▸ **Dataset records**
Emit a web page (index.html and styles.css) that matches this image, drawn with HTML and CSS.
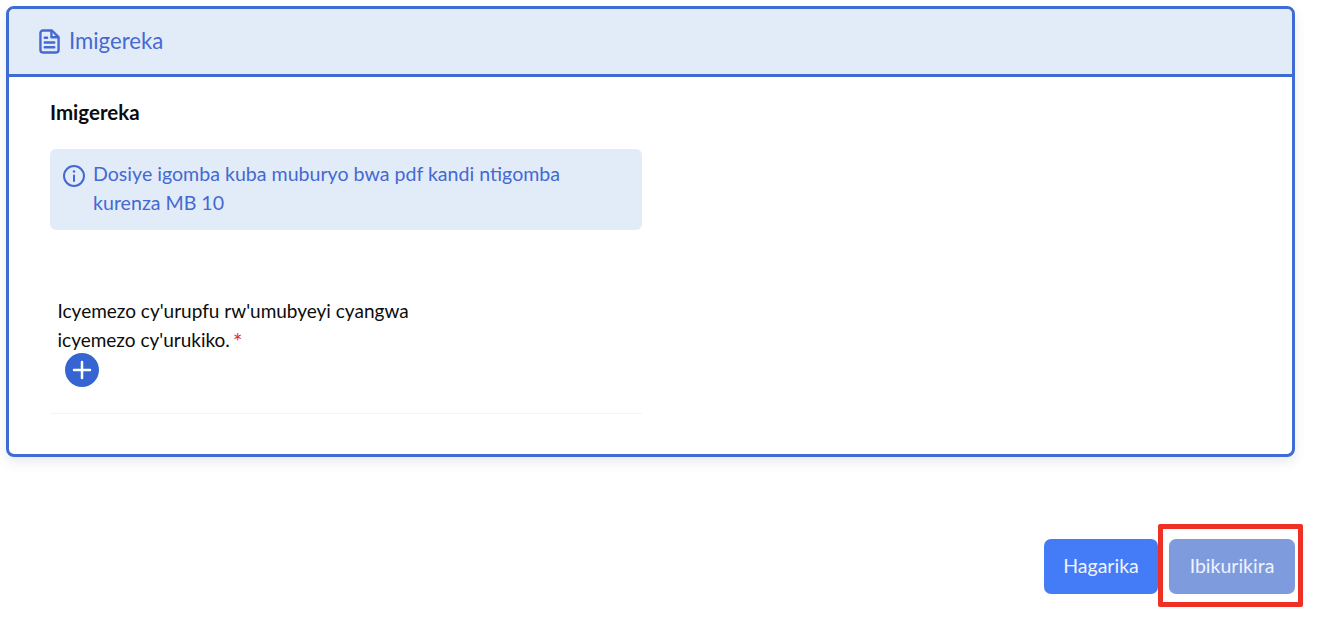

--

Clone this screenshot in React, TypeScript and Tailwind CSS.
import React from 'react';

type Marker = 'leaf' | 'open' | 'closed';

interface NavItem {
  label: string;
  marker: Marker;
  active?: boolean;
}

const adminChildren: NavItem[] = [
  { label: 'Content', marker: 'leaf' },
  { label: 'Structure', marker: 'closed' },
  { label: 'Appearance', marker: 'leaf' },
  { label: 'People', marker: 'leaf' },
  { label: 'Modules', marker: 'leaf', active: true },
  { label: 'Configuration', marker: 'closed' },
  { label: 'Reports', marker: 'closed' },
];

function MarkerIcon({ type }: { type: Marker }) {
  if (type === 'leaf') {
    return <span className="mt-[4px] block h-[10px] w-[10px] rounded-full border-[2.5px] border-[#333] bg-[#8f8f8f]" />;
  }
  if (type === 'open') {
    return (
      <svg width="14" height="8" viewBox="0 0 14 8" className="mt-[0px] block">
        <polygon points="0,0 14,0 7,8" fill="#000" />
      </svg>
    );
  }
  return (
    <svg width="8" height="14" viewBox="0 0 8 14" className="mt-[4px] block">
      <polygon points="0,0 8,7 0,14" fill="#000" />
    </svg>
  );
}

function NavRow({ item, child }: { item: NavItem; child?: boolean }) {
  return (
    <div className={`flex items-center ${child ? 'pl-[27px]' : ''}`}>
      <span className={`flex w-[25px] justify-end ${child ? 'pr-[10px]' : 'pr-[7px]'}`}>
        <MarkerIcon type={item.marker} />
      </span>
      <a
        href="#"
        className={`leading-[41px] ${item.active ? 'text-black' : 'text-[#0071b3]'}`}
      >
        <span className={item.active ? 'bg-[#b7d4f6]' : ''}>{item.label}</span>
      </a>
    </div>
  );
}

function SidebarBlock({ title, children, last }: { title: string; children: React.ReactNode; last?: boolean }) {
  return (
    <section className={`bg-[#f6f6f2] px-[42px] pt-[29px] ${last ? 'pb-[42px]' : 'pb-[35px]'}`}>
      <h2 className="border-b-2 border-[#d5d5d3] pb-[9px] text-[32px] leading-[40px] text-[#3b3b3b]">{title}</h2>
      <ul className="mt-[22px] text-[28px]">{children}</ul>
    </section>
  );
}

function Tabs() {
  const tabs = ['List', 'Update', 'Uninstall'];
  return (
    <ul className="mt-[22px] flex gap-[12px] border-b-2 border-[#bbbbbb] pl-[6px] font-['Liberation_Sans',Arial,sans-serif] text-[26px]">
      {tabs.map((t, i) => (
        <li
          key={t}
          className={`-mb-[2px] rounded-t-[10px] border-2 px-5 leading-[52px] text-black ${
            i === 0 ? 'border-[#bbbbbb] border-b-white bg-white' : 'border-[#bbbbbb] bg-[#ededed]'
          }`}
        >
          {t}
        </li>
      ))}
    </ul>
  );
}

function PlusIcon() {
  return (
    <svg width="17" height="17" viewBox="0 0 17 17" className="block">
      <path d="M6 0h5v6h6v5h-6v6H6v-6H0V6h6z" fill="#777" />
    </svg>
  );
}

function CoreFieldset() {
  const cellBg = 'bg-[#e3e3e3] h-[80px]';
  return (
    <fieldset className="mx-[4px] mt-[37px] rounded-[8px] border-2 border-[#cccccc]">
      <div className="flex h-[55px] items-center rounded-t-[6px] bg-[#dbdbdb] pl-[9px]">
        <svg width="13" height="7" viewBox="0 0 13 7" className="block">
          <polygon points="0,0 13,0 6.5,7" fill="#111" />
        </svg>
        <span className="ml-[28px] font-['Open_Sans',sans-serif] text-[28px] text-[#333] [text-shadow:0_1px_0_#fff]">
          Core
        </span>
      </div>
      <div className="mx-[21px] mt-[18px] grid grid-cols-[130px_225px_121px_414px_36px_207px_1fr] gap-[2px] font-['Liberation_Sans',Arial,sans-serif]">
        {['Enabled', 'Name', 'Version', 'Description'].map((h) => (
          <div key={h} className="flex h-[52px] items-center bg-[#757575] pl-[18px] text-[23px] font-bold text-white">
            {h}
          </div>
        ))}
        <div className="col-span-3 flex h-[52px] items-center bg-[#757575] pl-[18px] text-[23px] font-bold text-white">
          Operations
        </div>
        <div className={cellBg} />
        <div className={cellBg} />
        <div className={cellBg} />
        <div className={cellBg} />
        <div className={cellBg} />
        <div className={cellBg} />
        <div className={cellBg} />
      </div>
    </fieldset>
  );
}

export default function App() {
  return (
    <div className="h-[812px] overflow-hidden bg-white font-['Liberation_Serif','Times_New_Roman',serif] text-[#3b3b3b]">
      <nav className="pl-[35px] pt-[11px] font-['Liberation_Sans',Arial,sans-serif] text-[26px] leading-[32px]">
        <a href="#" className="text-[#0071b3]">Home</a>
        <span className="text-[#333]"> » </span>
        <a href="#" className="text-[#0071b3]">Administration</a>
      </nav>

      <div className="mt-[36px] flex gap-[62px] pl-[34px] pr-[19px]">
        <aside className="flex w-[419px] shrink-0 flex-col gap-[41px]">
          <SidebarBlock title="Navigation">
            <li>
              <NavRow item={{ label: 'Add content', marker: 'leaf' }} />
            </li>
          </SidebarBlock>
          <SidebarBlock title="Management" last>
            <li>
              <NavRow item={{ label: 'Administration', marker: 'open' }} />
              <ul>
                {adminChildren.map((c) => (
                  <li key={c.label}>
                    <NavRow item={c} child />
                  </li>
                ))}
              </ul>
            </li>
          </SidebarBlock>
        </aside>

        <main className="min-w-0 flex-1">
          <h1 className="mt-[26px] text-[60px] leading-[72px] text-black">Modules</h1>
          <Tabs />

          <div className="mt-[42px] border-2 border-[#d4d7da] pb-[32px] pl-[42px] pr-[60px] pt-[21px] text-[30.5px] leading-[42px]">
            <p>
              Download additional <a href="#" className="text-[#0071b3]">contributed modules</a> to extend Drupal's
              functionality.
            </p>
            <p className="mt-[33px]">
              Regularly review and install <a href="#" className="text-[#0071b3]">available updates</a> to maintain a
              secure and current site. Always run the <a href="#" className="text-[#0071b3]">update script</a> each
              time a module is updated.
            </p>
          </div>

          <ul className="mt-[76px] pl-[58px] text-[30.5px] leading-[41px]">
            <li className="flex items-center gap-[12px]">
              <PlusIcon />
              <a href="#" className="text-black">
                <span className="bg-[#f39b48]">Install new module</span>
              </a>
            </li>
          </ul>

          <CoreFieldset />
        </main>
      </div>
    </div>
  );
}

▸ **Work instructions**
Scan the material for lines with the word "React", and copy each line you find.

▸ **Finished task**
Clone this screenshot in React, TypeScript and Tailwind CSS.
import React from 'react';
function SidebarBlock({ title, children, last }: { title: string; children: React.ReactNode; last?: boolean }) {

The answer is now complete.